:: Data extract ::
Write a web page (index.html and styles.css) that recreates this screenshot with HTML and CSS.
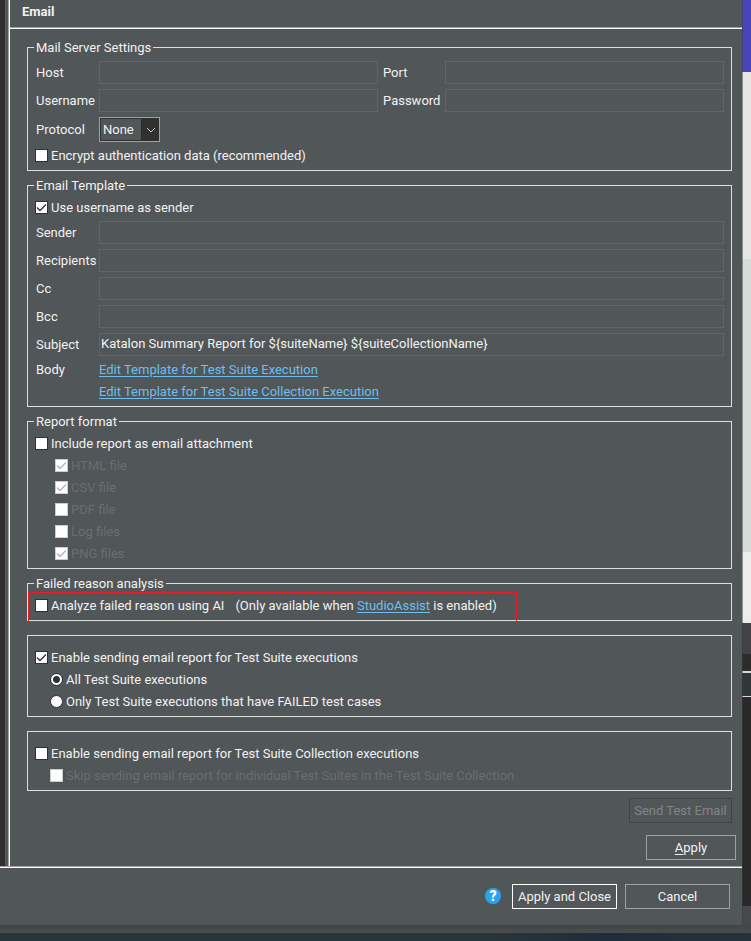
FILE: index.html
```html
<!DOCTYPE html>
<html lang="en">
<head>
<meta charset="utf-8">
<title>Email</title>
<link rel="stylesheet" href="styles.css">
</head>
<body>
<div class="window">
  <main class="dialog">
    <div class="page-row">
      <div class="tree-edge"></div>
      <section class="page">
        <header class="page-header"><h1>Email</h1></header>
        <form class="groups">
          <fieldset class="group">
            <legend>Mail Server Settings</legend>
            <div class="fields fields-pair">
              <label for="host">Host</label><input type="text" id="host">
              <label for="port">Port</label><input type="text" id="port">
              <label for="username">Username</label><input type="text" id="username">
              <label for="password">Password</label><input type="password" id="password">
              <label for="protocol">Protocol</label>
              <div class="combo">
                <select id="protocol"><option>None</option><option>SSL</option><option>TLS</option></select>
                <svg class="combo-arrow" viewBox="0 0 10 6" width="10" height="6" aria-hidden="true"><path d="M1 1l4 4 4-4" fill="none" stroke="#c8c8c8" stroke-width="1"/></svg>
              </div>
            </div>
            <label class="option"><input type="checkbox">Encrypt authentication data (recommended)</label>
          </fieldset>

          <fieldset class="group">
            <legend>Email Template</legend>
            <label class="option"><input type="checkbox" checked>Use username as sender</label>
            <div class="fields">
              <label for="sender">Sender</label><input type="text" id="sender">
              <label for="recipients">Recipients</label><input type="text" id="recipients">
              <label for="cc">Cc</label><input type="text" id="cc">
              <label for="bcc">Bcc</label><input type="text" id="bcc">
              <label for="subject">Subject</label><input type="text" id="subject" value="Katalon Summary Report for ${suiteName} ${suiteCollectionName}">
            </div>
            <div class="body-row">
              <span>Body</span>
              <div class="links">
                <a href="#suite">Edit Template for Test Suite Execution</a>
                <a href="#collection">Edit Template for Test Suite Collection Execution</a>
              </div>
            </div>
          </fieldset>

          <fieldset class="group">
            <legend>Report format</legend>
            <label class="option"><input type="checkbox">Include report as email attachment</label>
            <div class="formats">
              <label class="option"><input type="checkbox" checked disabled>HTML file</label>
              <label class="option"><input type="checkbox" checked disabled>CSV file</label>
              <label class="option"><input type="checkbox" disabled>PDF file</label>
              <label class="option"><input type="checkbox" disabled>Log files</label>
              <label class="option"><input type="checkbox" checked disabled>PNG files</label>
            </div>
          </fieldset>

          <fieldset class="group">
            <legend>Failed reason analysis</legend>
            <div class="analysis">
              <label class="option"><input type="checkbox">Analyze failed reason using AI</label>
              <span>(Only available when <a href="#assist">StudioAssist</a> is enabled)</span>
            </div>
          </fieldset>

          <fieldset class="group plain">
            <label class="option"><input type="checkbox" checked>Enable sending email report for Test Suite executions</label>
            <div class="nested">
              <label class="option"><input type="radio" name="scope" checked>All Test Suite executions</label>
              <label class="option"><input type="radio" name="scope">Only Test Suite executions that have FAILED test cases</label>
            </div>
          </fieldset>

          <fieldset class="group plain">
            <label class="option"><input type="checkbox">Enable sending email report for Test Suite Collection executions</label>
            <div class="nested">
              <label class="option"><input type="checkbox" disabled>Skip sending email report for individual Test Suites in the Test Suite Collection</label>
            </div>
          </fieldset>
          <button type="button" class="button send" disabled>Send Test Email</button>
        </form>
        <div class="apply-row"><button type="button" class="button apply"><u>A</u>pply</button></div>
      </section>
    </div>
    <footer class="footer">
      <button type="button" class="help" aria-label="Help">?</button>
      <button type="button" class="button wide default">Apply and Close</button>
      <button type="button" class="button wide">Cancel</button>
    </footer>
  </main>
  <div class="backdrop">
    <div class="blue"></div><div class="light"></div><div class="mint"></div><div class="white"></div>
    <div class="slate"></div><div class="dark"></div><div class="tab"></div><div class="panel"></div><div class="status"></div>
  </div>
</div>
<div class="dialog-shadow"></div>
<div class="desktop"></div>
</body>
</html>
```
FILE: styles.css
```css
* { box-sizing: border-box; }

body {
  margin: 0;
  min-height: 100vh;
  display: flex;
  flex-direction: column;
  background: #515658;
  color: #f2f2f2;
  font: 13px/22px Roboto, sans-serif;
}

a { color: #6cbfee; text-underline-offset: 2px; }
u { text-underline-offset: 2px; }
input, select, button { font: inherit; color: inherit; margin: 0; }

.window { flex: 1; display: flex; }
.dialog { flex: 1; min-width: 0; display: flex; flex-direction: column; }
.page-row { flex: 1; display: flex; }
.tree-edge { width: 8px; background: #515658; border-left: 5px solid #2f2f2f; }

.page {
  flex: 1;
  min-width: 0;
  display: flex;
  flex-direction: column;
  border-left: 1px solid #a09f9c;
  box-shadow: inset 1px 0 #fff;
  padding-left: 1px;
}
.page-header {
  height: 29px;
  padding-left: 12px;
  border-bottom: 1px solid #fff;
  box-shadow: inset 0 -1px #a09f9c;
}
h1 { margin: 0; font-size: 13px; line-height: 24px; }

.groups {
  display: flex;
  flex-direction: column;
  gap: 4px;
  padding: 8px 10px 0 17px;
}
.group {
  margin: 0;
  min-width: 0;
  padding: 1px 7px 3px;
  border: 1px solid #dcdddd;
}
.group.plain { margin-top: 10px; padding-top: 11px; }
legend { padding: 0 2px; margin-left: -1px; line-height: 21px; }

.fields {
  display: grid;
  grid-template-columns: 59px 1fr;
  gap: 5px;
  margin: 2px 0 3px;
}
.fields-pair { grid-template-columns: 59px 1fr 57px 1fr; }
.fields label { padding-left: 1px; align-self: center; white-space: nowrap; }
.fields-pair label:nth-of-type(even) { padding-left: 0; }
.fields input {
  width: 100%;
  min-width: 0;
  height: 23px;
  padding: 0 1px 3px;
  border: 1px solid #626465;
  background: transparent;
  outline: none;
}

.combo { position: relative; justify-self: start; }
.combo select {
  display: block;
  width: 61px;
  height: 25px;
  padding: 0 0 0 3px;
  appearance: none;
  border: 1px solid #a0a0a0;
  border-radius: 0;
  background: linear-gradient(90deg, #515658 41px, #303030 41px);
  box-shadow: inset 0 0 0 1px #303030;
}
.combo-arrow { position: absolute; right: 4px; top: 10px; pointer-events: none; }

.option { display: flex; align-items: center; gap: 3px; height: 22px; white-space: nowrap; }
.option:has(:disabled) { color: #6b6e6f; }
.option input {
  appearance: none;
  flex: none;
  width: 13px;
  height: 13px;
  margin-bottom: 1px;
  border: 1px solid #303030;
  background: #fff;
}
.option input[type="checkbox"]:checked {
  background: #fff url("data:image/svg+xml,%3Csvg xmlns='http://www.w3.org/2000/svg' viewBox='0 0 11 11'%3E%3Cpath d='M1 5.5l3 3L10 2.5' fill='none' stroke='%23303030' stroke-width='1.3'/%3E%3C/svg%3E") center / 11px;
}
.option input:disabled { border-color: #ccc; }
.option input[type="checkbox"]:checked:disabled {
  background-image: url("data:image/svg+xml,%3Csvg xmlns='http://www.w3.org/2000/svg' viewBox='0 0 11 11'%3E%3Cpath d='M1 5.5l3 3L10 2.5' fill='none' stroke='%23b4b4b4' stroke-width='1.3'/%3E%3C/svg%3E");
}
.option input[type="radio"] { border-radius: 50%; }
.option input[type="radio"]:checked { background: radial-gradient(circle, #303030 3px, #fff 4px); }
.formats { padding-left: 20px; }
.nested { padding-left: 15px; }

.body-row { display: grid; grid-template-columns: 59px 1fr; gap: 5px; }
.body-row span { padding-left: 1px; }
.links { display: flex; flex-direction: column; align-items: flex-start; }

.analysis { position: relative; display: flex; gap: 11px; white-space: nowrap; }
.analysis::after {
  content: "";
  position: absolute;
  top: -3px;
  bottom: -5px;
  left: -7px;
  width: 487px;
  border: 1px solid #ed1c24;
  pointer-events: none;
}

.button {
  height: 25px;
  padding: 0 3px;
  border: 1px solid #a0a0a0;
  border-radius: 0;
  background: transparent;
  line-height: 21px;
  white-space: nowrap;
}
.send { width: 103px; margin-top: 3px; align-self: flex-end; color: #818586; border-color: #404243; }
.apply-row { display: flex; justify-content: flex-end; padding: 12px 6px 6px; margin-top: auto; }
.apply { width: 90px; }

.footer {
  display: flex;
  justify-content: flex-end;
  align-items: center;
  gap: 8px;
  padding: 17px 12px 16px 0;
  border-top: 1px solid #a09f9c;
  box-shadow: inset 0 1px #fff;
}
.wide { width: 105px; }
.default { border-color: #fff; }
.help {
  width: 16px;
  height: 16px;
  margin-right: 3px;
  margin-bottom: 1px;
  padding: 0;
  border: 0;
  border-radius: 50%;
  background: #27a4ee;
  color: #fff;
  font-size: 14px;
  font-weight: 900;
  line-height: 16px;
}

.backdrop { width: 9px; display: flex; flex-direction: column; position: relative; }
.backdrop::before {
  content: "";
  position: absolute;
  inset: 0 auto 0 0;
  width: 1px;
  background: rgba(60, 60, 60, .5);
}
.blue { flex: 72; background: #4845b8; }
.light { flex: 187; background: #e6e6e6; }
.mint { flex: 293; background: #d5dcda; }
.white { flex: 71; background: #ededed; }
.slate { flex: 31; background: #404247; }
.dark { flex: 17; background: #2c2c2c; }
.tab { flex: 26; background: #30373a; box-shadow: inset 0 2px #d8d8d8, inset 0 -1px #d8d8d8; }
.panel { flex: 209; background: #292929; }
.status { flex: 19; background: #474a4b; }
.dialog-shadow { height: 8px; background: linear-gradient(#424546, #4a4d4e); }
.desktop { height: 8px; background: linear-gradient(90deg, #27363b, #27363b 65%, #202d3a 80%, #26323a); }
```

:: Task description ::
Give only the number of lines above that hold the string "index".

:: Answer below ::
2